[Rows from a dataset of pages and code]
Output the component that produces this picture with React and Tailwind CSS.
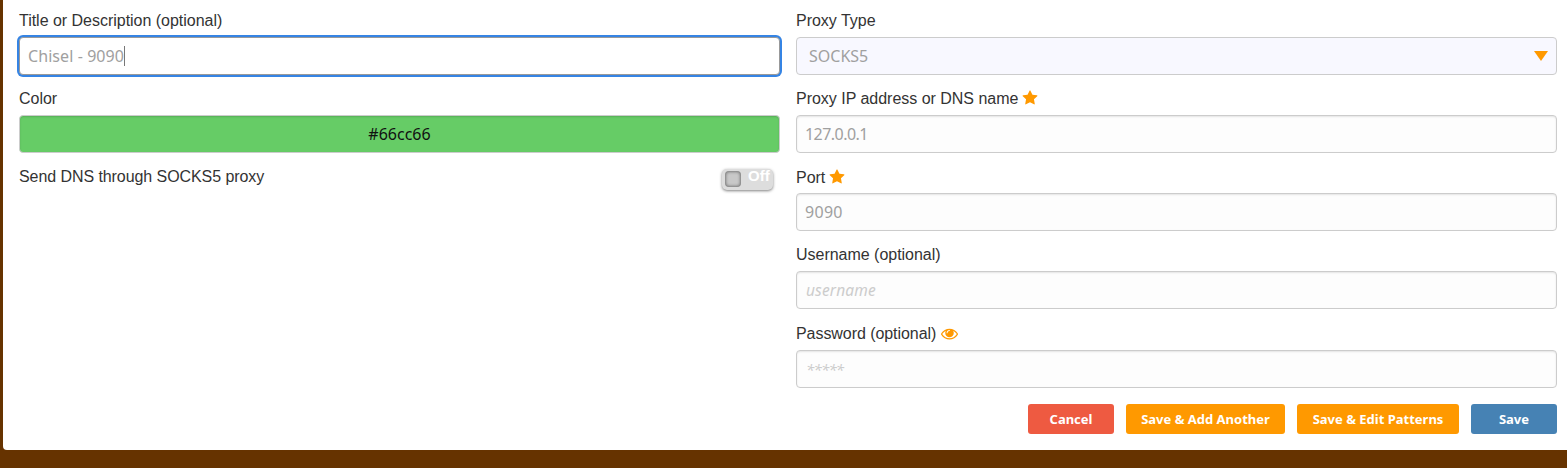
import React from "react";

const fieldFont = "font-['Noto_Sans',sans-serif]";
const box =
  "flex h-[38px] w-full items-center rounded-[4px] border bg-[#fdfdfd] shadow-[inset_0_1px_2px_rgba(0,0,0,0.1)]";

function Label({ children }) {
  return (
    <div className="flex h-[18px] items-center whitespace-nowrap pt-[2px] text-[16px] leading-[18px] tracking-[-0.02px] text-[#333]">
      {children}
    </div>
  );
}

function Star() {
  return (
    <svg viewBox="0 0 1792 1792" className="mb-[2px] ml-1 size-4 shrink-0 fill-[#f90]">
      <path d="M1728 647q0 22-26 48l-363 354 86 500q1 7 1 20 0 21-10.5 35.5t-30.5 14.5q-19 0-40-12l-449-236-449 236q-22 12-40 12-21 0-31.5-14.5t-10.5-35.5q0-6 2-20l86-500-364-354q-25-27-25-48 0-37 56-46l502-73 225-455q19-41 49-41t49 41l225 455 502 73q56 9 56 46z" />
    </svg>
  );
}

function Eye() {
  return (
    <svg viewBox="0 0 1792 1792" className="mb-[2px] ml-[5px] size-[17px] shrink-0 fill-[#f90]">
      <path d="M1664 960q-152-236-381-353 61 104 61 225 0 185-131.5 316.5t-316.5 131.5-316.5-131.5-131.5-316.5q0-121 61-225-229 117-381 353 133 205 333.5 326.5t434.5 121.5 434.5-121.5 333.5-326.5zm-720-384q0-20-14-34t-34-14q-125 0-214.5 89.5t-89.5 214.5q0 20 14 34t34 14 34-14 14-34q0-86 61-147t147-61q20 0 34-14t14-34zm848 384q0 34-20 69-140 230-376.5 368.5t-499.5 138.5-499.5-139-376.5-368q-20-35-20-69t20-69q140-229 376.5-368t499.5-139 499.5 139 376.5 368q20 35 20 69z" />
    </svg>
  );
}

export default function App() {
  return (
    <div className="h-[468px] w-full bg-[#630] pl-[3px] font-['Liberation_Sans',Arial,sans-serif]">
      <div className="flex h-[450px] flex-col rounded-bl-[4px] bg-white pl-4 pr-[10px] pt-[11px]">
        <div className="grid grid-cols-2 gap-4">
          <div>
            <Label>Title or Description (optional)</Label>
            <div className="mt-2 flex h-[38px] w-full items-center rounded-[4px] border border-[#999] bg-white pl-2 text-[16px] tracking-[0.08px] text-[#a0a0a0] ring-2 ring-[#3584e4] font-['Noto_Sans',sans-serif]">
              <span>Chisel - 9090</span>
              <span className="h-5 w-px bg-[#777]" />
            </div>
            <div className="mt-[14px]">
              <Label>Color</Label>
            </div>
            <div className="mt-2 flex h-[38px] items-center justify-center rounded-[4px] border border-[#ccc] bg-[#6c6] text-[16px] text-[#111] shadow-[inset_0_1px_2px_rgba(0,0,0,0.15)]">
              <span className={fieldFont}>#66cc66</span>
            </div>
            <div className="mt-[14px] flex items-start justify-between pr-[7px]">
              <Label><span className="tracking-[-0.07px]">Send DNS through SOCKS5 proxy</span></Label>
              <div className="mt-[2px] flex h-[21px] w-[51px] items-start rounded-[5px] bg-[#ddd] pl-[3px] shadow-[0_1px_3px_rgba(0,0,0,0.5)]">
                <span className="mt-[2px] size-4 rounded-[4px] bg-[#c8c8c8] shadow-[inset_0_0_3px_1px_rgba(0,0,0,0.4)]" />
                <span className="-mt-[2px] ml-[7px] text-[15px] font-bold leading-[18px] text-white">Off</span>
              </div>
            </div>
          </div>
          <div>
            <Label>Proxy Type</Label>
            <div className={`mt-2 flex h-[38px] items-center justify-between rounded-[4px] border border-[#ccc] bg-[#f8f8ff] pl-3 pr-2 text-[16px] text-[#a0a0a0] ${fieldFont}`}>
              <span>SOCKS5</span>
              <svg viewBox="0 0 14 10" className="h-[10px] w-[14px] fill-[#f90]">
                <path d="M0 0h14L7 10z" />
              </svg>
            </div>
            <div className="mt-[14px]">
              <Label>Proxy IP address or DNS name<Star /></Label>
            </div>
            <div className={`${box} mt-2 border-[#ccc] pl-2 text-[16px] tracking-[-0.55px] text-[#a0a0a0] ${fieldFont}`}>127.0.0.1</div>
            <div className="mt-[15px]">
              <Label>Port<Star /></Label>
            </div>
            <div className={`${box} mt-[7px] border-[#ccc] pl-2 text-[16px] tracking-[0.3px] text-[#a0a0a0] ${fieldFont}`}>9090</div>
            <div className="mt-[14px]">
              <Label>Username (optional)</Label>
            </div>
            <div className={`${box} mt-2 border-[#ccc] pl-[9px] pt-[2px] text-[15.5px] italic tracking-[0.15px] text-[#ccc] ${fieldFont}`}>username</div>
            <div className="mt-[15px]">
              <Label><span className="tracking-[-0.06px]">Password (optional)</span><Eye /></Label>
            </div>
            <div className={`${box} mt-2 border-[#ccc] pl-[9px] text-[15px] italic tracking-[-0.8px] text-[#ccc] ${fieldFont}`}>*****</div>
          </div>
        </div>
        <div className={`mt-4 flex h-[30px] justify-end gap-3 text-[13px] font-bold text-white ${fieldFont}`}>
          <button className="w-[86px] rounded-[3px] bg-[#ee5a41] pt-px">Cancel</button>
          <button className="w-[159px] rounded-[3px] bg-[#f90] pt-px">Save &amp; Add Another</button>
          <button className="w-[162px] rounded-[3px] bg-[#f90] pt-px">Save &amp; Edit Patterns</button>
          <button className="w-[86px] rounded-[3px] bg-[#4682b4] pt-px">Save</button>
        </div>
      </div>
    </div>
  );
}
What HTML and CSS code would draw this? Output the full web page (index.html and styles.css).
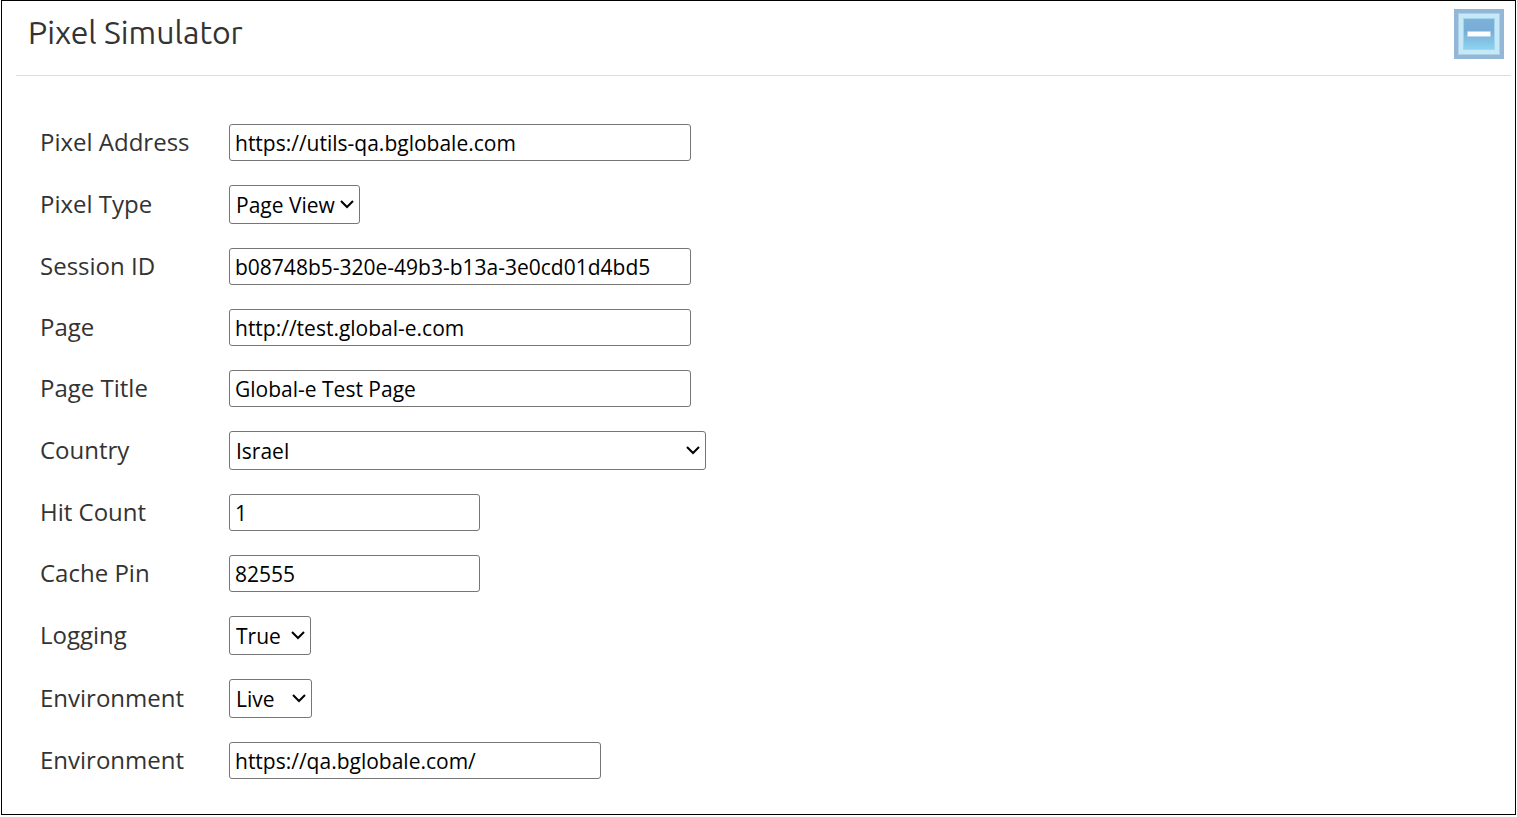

### Exercise brief
Reproduce each entry precisely, dropping only the pictures.

### Final answer
Output the component that produces this picture with React and Tailwind CSS.
import React from "react";

const fieldFont = "font-['Noto_Sans',sans-serif]";
const box =
  "flex h-[38px] w-full items-center rounded-[4px] border bg-[#fdfdfd] shadow-[inset_0_1px_2px_rgba(0,0,0,0.1)]";

function Label({ children }) {
  return (
    <div className="flex h-[18px] items-center whitespace-nowrap pt-[2px] text-[16px] leading-[18px] tracking-[-0.02px] text-[#333]">
      {children}
    </div>
  );
}

function Star() {
  return (
    <svg viewBox="0 0 1792 1792" className="mb-[2px] ml-1 size-4 shrink-0 fill-[#f90]">
      <path d="M1728 647q0 22-26 48l-363 354 86 500q1 7 1 20 0 21-10.5 35.5t-30.5 14.5q-19 0-40-12l-449-236-449 236q-22 12-40 12-21 0-31.5-14.5t-10.5-35.5q0-6 2-20l86-500-364-354q-25-27-25-48 0-37 56-46l502-73 225-455q19-41 49-41t49 41l225 455 502 73q56 9 56 46z" />
    </svg>
  );
}

function Eye() {
  return (
    <svg viewBox="0 0 1792 1792" className="mb-[2px] ml-[5px] size-[17px] shrink-0 fill-[#f90]">
      <path d="M1664 960q-152-236-381-353 61 104 61 225 0 185-131.5 316.5t-316.5 131.5-316.5-131.5-131.5-316.5q0-121 61-225-229 117-381 353 133 205 333.5 326.5t434.5 121.5 434.5-121.5 333.5-326.5zm-720-384q0-20-14-34t-34-14q-125 0-214.5 89.5t-89.5 214.5q0 20 14 34t34 14 34-14 14-34q0-86 61-147t147-61q20 0 34-14t14-34zm848 384q0 34-20 69-140 230-376.5 368.5t-499.5 138.5-499.5-139-376.5-368q-20-35-20-69t20-69q140-229 376.5-368t499.5-139 499.5 139 376.5 368q20 35 20 69z" />
    </svg>
  );
}

export default function App() {
  return (
    <div className="h-[468px] w-full bg-[#630] pl-[3px] font-['Liberation_Sans',Arial,sans-serif]">
      <div className="flex h-[450px] flex-col rounded-bl-[4px] bg-white pl-4 pr-[10px] pt-[11px]">
        <div className="grid grid-cols-2 gap-4">
          <div>
            <Label>Title or Description (optional)</Label>
            <div className="mt-2 flex h-[38px] w-full items-center rounded-[4px] border border-[#999] bg-white pl-2 text-[16px] tracking-[0.08px] text-[#a0a0a0] ring-2 ring-[#3584e4] font-['Noto_Sans',sans-serif]">
              <span>Chisel - 9090</span>
              <span className="h-5 w-px bg-[#777]" />
            </div>
            <div className="mt-[14px]">
              <Label>Color</Label>
            </div>
            <div className="mt-2 flex h-[38px] items-center justify-center rounded-[4px] border border-[#ccc] bg-[#6c6] text-[16px] text-[#111] shadow-[inset_0_1px_2px_rgba(0,0,0,0.15)]">
              <span className={fieldFont}>#66cc66</span>
            </div>
            <div className="mt-[14px] flex items-start justify-between pr-[7px]">
              <Label><span className="tracking-[-0.07px]">Send DNS through SOCKS5 proxy</span></Label>
              <div className="mt-[2px] flex h-[21px] w-[51px] items-start rounded-[5px] bg-[#ddd] pl-[3px] shadow-[0_1px_3px_rgba(0,0,0,0.5)]">
                <span className="mt-[2px] size-4 rounded-[4px] bg-[#c8c8c8] shadow-[inset_0_0_3px_1px_rgba(0,0,0,0.4)]" />
                <span className="-mt-[2px] ml-[7px] text-[15px] font-bold leading-[18px] text-white">Off</span>
              </div>
            </div>
          </div>
          <div>
            <Label>Proxy Type</Label>
            <div className={`mt-2 flex h-[38px] items-center justify-between rounded-[4px] border border-[#ccc] bg-[#f8f8ff] pl-3 pr-2 text-[16px] text-[#a0a0a0] ${fieldFont}`}>
              <span>SOCKS5</span>
              <svg viewBox="0 0 14 10" className="h-[10px] w-[14px] fill-[#f90]">
                <path d="M0 0h14L7 10z" />
              </svg>
            </div>
            <div className="mt-[14px]">
              <Label>Proxy IP address or DNS name<Star /></Label>
            </div>
            <div className={`${box} mt-2 border-[#ccc] pl-2 text-[16px] tracking-[-0.55px] text-[#a0a0a0] ${fieldFont}`}>127.0.0.1</div>
            <div className="mt-[15px]">
              <Label>Port<Star /></Label>
            </div>
            <div className={`${box} mt-[7px] border-[#ccc] pl-2 text-[16px] tracking-[0.3px] text-[#a0a0a0] ${fieldFont}`}>9090</div>
            <div className="mt-[14px]">
              <Label>Username (optional)</Label>
            </div>
            <div className={`${box} mt-2 border-[#ccc] pl-[9px] pt-[2px] text-[15.5px] italic tracking-[0.15px] text-[#ccc] ${fieldFont}`}>username</div>
            <div className="mt-[15px]">
              <Label><span className="tracking-[-0.06px]">Password (optional)</span><Eye /></Label>
            </div>
            <div className={`${box} mt-2 border-[#ccc] pl-[9px] text-[15px] italic tracking-[-0.8px] text-[#ccc] ${fieldFont}`}>*****</div>
          </div>
        </div>
        <div className={`mt-4 flex h-[30px] justify-end gap-3 text-[13px] font-bold text-white ${fieldFont}`}>
          <button className="w-[86px] rounded-[3px] bg-[#ee5a41] pt-px">Cancel</button>
          <button className="w-[159px] rounded-[3px] bg-[#f90] pt-px">Save &amp; Add Another</button>
          <button className="w-[162px] rounded-[3px] bg-[#f90] pt-px">Save &amp; Edit Patterns</button>
          <button className="w-[86px] rounded-[3px] bg-[#4682b4] pt-px">Save</button>
        </div>
      </div>
    </div>
  );
}
What HTML and CSS code would draw this? Output the full web page (index.html and styles.css).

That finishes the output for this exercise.